После минутного молчания над серединою класса, подобно ракете, взметнулась рука, принадлежавшая явному активисту: три пальца были обвязаны тряпицами, а с ладонн вопил жирно выписанный чернилами вопросительный знак.
— Ну-ну, что тебе непонятно? — подбодрил активиста Петр Степанович.
— Почему Поликушку не посадили?
— Да за что ж его было сажать? Ведь деньги же нашлись?
— Не за деньги, а за вредительство. Он — враг народа!
— Что ты, милый мой, — изумился Петр Степанович, — да какой же он вредитель? Человек он бедный…
— Что с того, что бедный? А колхозных коней лечил без дозволения? Дохли кони? Дохли. Ясно-понятно — вредитель. У нас в бригаде в том году Титыч — дед, конюх, мерина «от ветров» своими средствами лечить стал. «Я враз, грит, его поправлю». А мерин-то раздулся, как пузырь, и подох. Так Титыча самого тут враз забрали и по сегодня его нет. Вредитель и враг народа. Так и объявили.
— Видишь ли, в мрачные времена царизма медицина, то-есть ветеринария, стояла на низком уровне, и Поликушка… — Петр Степанович сконструировал в уме уже длинную речь о бедах темного крестьянства, угнетенного проклятым царизмом, но с первой парты обиженно прозвучал голосок обладательницы двух русых кос:
— Вот вы говорите, Поликушка — бедняк, а в книжке написано, что у него своя корова была, свинья с поросятами, два десятка кур… Какое же это бедняцкое хозяйство? Даже, извините, очень зажиточное…
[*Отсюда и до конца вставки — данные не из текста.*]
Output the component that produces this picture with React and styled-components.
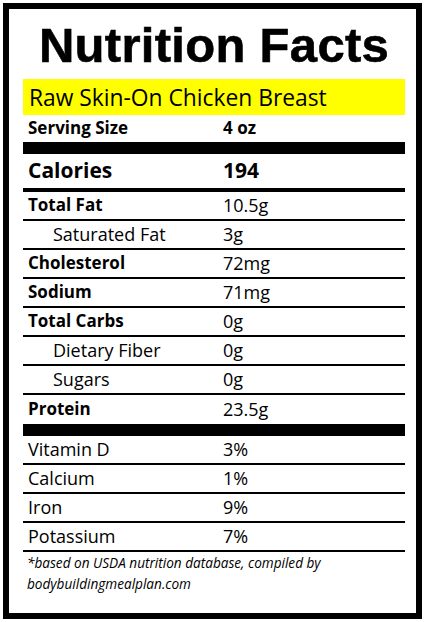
import { createGlobalStyle, styled } from "styled-components";

const GlobalStyle = createGlobalStyle`
  body {
    margin: 0;
    background: #fff;
  }
`;

const nutrients = [
  { label: "Total Fat", value: "10.5g", bold: true },
  { label: "Saturated Fat", value: "3g", indent: true },
  { label: "Cholesterol", value: "72mg", bold: true },
  { label: "Sodium", value: "71mg", bold: true },
  { label: "Total Carbs", value: "0g", bold: true },
  { label: "Dietary Fiber", value: "0g", indent: true },
  { label: "Sugars", value: "0g", indent: true },
  { label: "Protein", value: "23.5g", bold: true, last: true },
];

const vitamins = [
  { label: "Vitamin D", value: "3%" },
  { label: "Calcium", value: "1%" },
  { label: "Iron", value: "9%" },
  { label: "Potassium", value: "7%" },
];

const App = () => {
  return (
    <>
      <GlobalStyle />
      <Label>
        <Title>Nutrition Facts</Title>
        <FoodName>Raw Skin-On Chicken Breast</FoodName>

        <ServingRow>
          <span>Serving Size</span>
          <span>4 oz</span>
        </ServingRow>
        <ThickBar />

        <CaloriesRow>
          <span>Calories</span>
          <span>194</span>
        </CaloriesRow>

        {nutrients.map((n) => (
          <Row key={n.label} $bold={n.bold} $indent={n.indent} $last={n.last}>
            <span className="name">{n.label}</span>
            <span>{n.value}</span>
          </Row>
        ))}
        <ThickBar />

        {vitamins.map((v) => (
          <Row key={v.label}>
            <span className="name">{v.label}</span>
            <span>{v.value}</span>
          </Row>
        ))}

        <Footnote>
          *based on USDA nutrition database, compiled by
          <br />
          bodybuildingmealplan.com
        </Footnote>
      </Label>
    </>
  );
};

const Label = styled.section`
  box-sizing: border-box;
  width: 419px;
  height: 616px;
  margin: 3px;
  border: 6px solid #000;
  padding: 0 11px 0 14px;
  background: #fff;
  font-family: "Open Sans", "Noto Sans", sans-serif;
  color: #000;
`;

const Title = styled.h1`
  margin: 0;
  height: 70px;
  line-height: 72px;
  text-align: center;
  font-family: "Liberation Sans", Arial, sans-serif;
  font-weight: 700;
  font-size: 49px;
  letter-spacing: 0.3px;
  -webkit-text-stroke: 0.6px #000;
`;

const FoodName = styled.div`
  height: 36px;
  line-height: 38px;
  padding-left: 6px;
  background: #ffff00;
  font-size: 22.8px;
`;

const twoCol = `
  box-sizing: border-box;
  display: grid;
  grid-template-columns: 195px 1fr;
  align-items: center;
  padding: 0 0 2px 5px;
`;

const ServingRow = styled.div`
  ${twoCol}
  height: 27px;
  font-size: 17px;
  font-weight: 700;
`;

const ThickBar = styled.div`
  height: 12px;
  background: #000;
`;

const CaloriesRow = styled.div`
  ${twoCol}
  height: 38px;
  border-bottom: 4px solid #000;
  font-size: 21px;
  font-weight: 700;
`;

const Row = styled.div`
  ${twoCol}
  height: 29px;
  border-bottom: ${(p) => (p.$last ? "none" : "2px solid #000")};
  font-size: 18px;

  .name {
    font-weight: ${(p) => (p.$bold ? 700 : 400)};
    font-size: ${(p) => (p.$bold ? "17px" : "18px")};
    padding-left: ${(p) => (p.$indent ? "25px" : "0")};
  }
`;

const Footnote = styled.p`
  margin: 0;
  padding: 0 0 0 4px;
  font-size: 13.6px;
  font-style: italic;
  line-height: 21px;
`;

export default App;
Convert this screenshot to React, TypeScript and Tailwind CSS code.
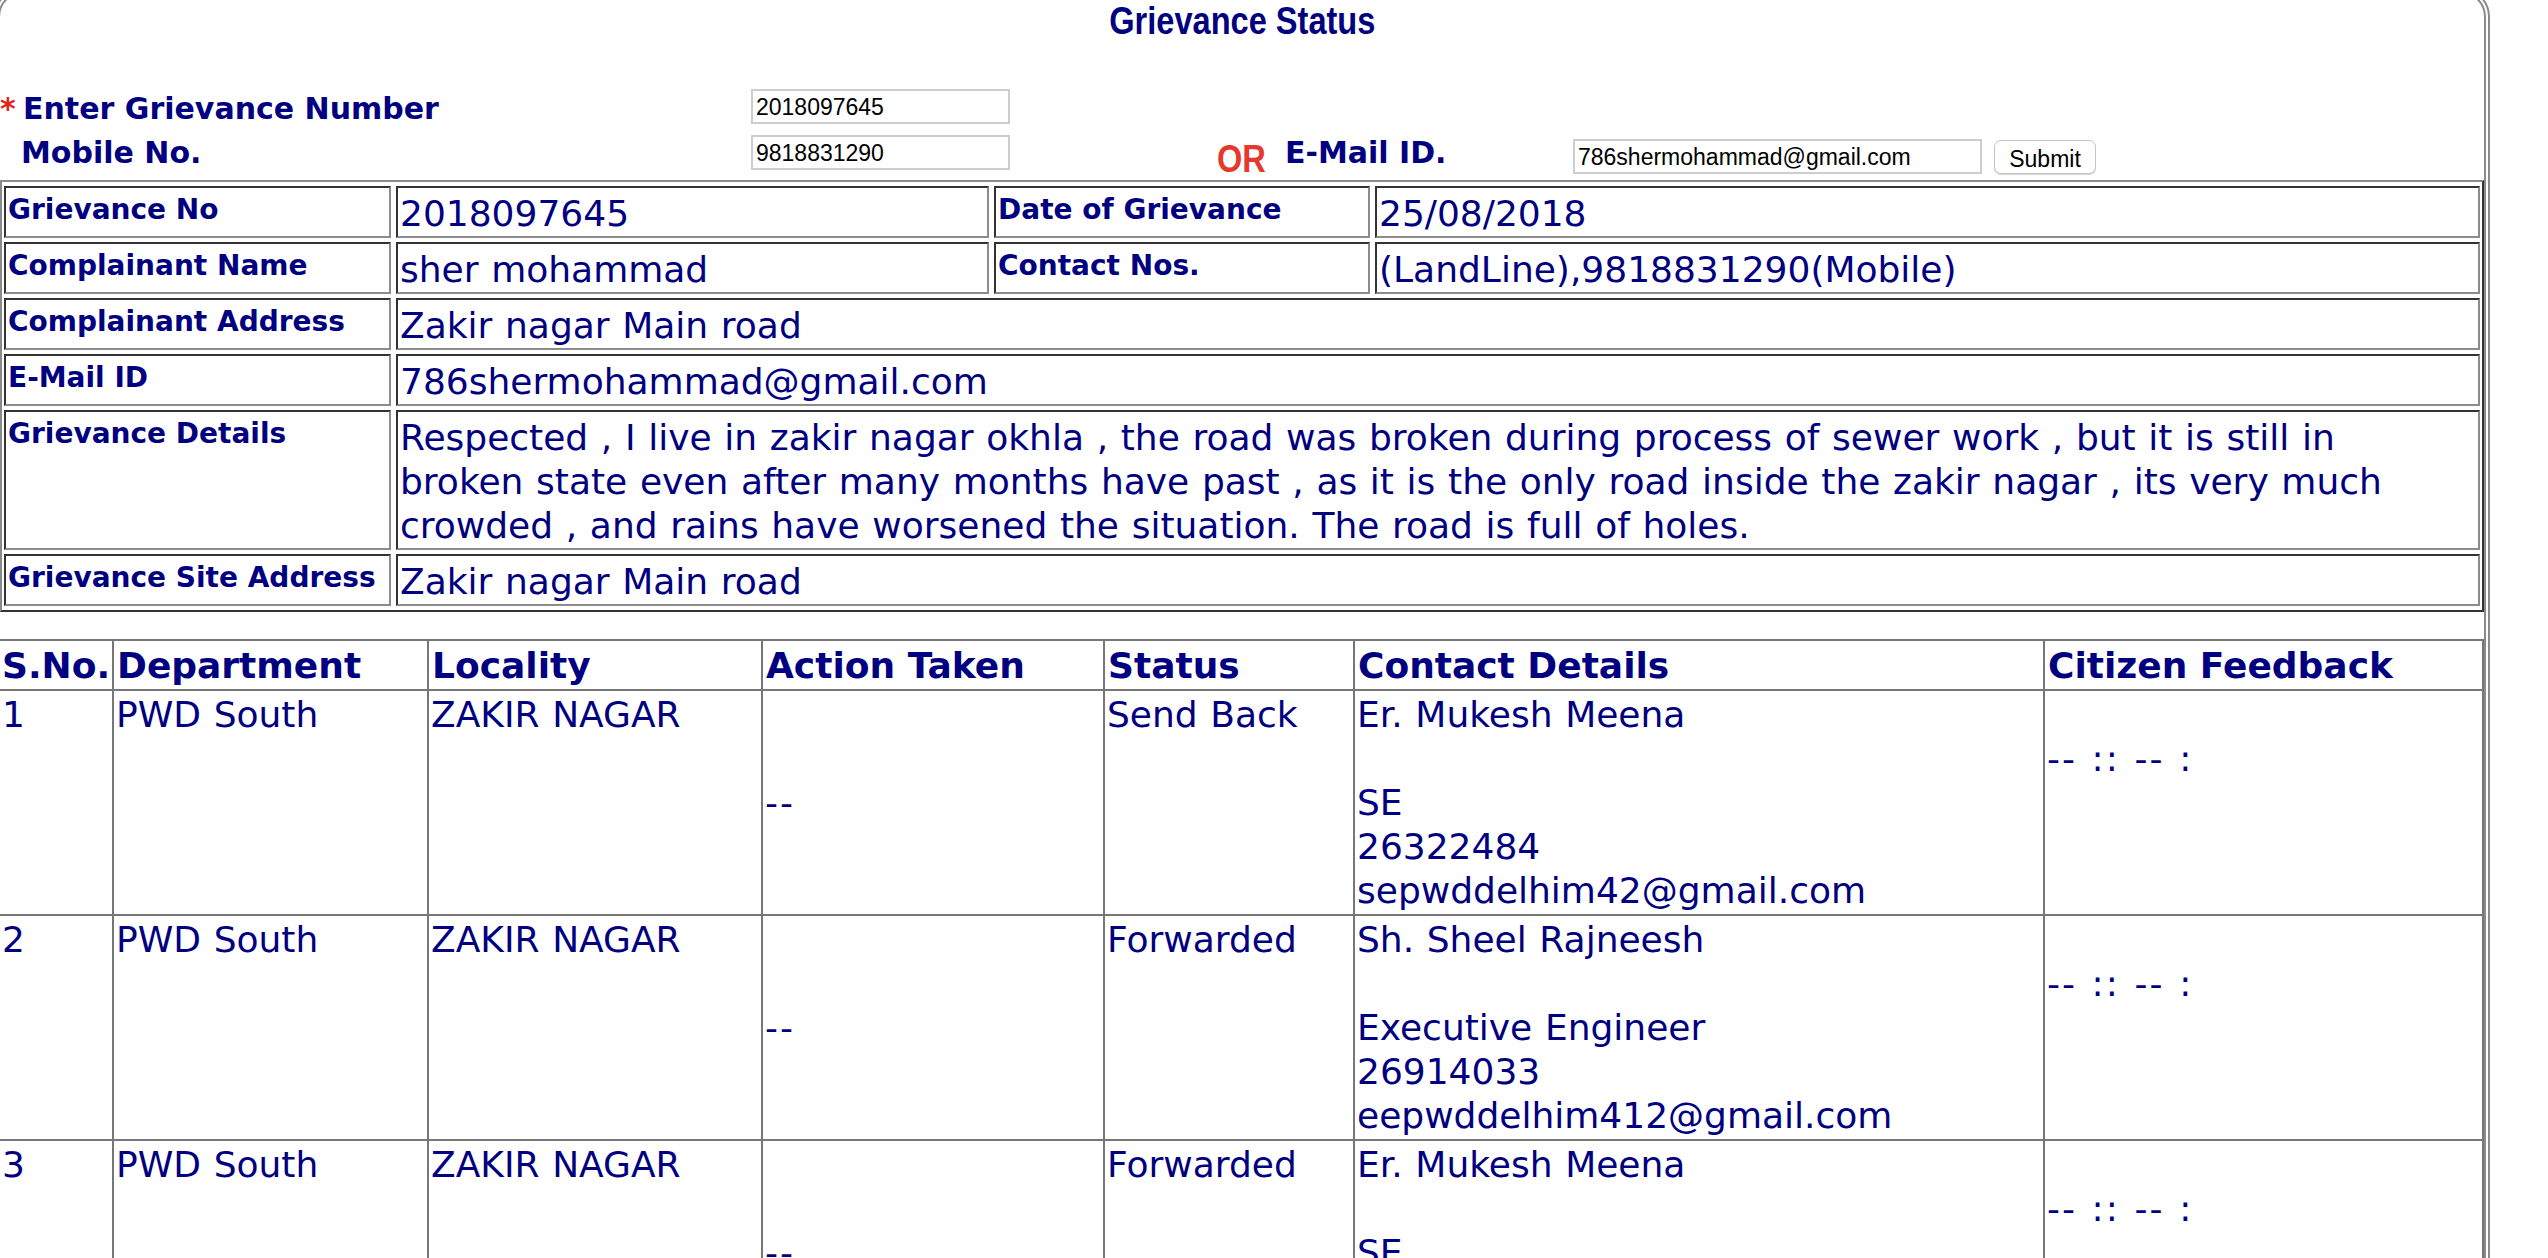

Царизм пришлось временно оставить в покое и переключиться на весьма туманное доказательство того, что корова и прочее были, собственно говоря, помещичьи, а бесправное, угнетенное крестьянство… Но и эта тема осталась незаконченной. Раздались еще вопросы. На лбу Петра Степановича выступили капли пота. Чем дальше развертывалась проработка Поликушки, тем они становились крупнее и гуще… а до звонка оставалось еще целых двадцать пять минут.
Тема была, видимо, близка и забориста. Рассказ был прочтен внимательно. Спрашивали о подробностях, давно уже стершихся в памяти Петра Степановича. Неожиданность сменялась неожиданностью.
— Где Поликушкина баба мыло брала, или сама она его из дохлятины варила? Сколько «соток» барыня давала Поликушке под огород? А дрова он где воровал? Как это барыня, дура такая, деньги Поликушке без расписки доверила?
Советская педагогическая методика, основанная на живом, беспрерывном общении учителя с учениками, подхватила Петра Степановича, как ветер сухой листок, кружила его, то подбрасывая, то ударяя о землю. Пот с него лился уже ручьями.
Директор не хвастал: класс был на самом деле активный, вдумчивый. Интерес к теме урока возрастал с каждой минутой. Руки, перепачканные то чернилами, то дегтем, взлетали уже десятками. Живой обмен мыслями начался и между самими учениками. Русые косы трактовали получение Поликушкой муки и прочего от помещицы, как законную оплату трудодней, но активист с вопросительным знаком протестовал:
— Какие могут быть трудодни, когда ему нормы не дадено? По блату он ловчил! Какая у него работа была? Туфта! Попади он к нам в третью бригаду — завертелся б тогда!..
Тут сердце Петра Степановича застучало, как пулемет, остатки старорежимной души вошли в непосредственный контакт со стоптанными каблуками, а в глазах запестрели экспортные рябчики… К счастью, раздался звонок.
В учительской он плюхнулся на диван, даже не почувствовав впившейся в спину дефективной пружины.
— В амбула… — договорить он не смог.
Уборщица Карповна кое-как довела его до амбулатории, и контрольный врач, без упрашиваний и споров, подписал больничный листок.
Вечером к нему заглянул сосед-директор.
— Ну, как наше ничего? Когда в школу?
Петр Степанович поднял с подушки обвязанную мокрыми тряпками голову.
— В школу? Нет уж, извиняюсь. Не затянете. Хоть в «другое место» вызывайте. Чорт с ними, с семьюстами рублями! Я человек лояльный и вовлечь себя авантюру не допущу!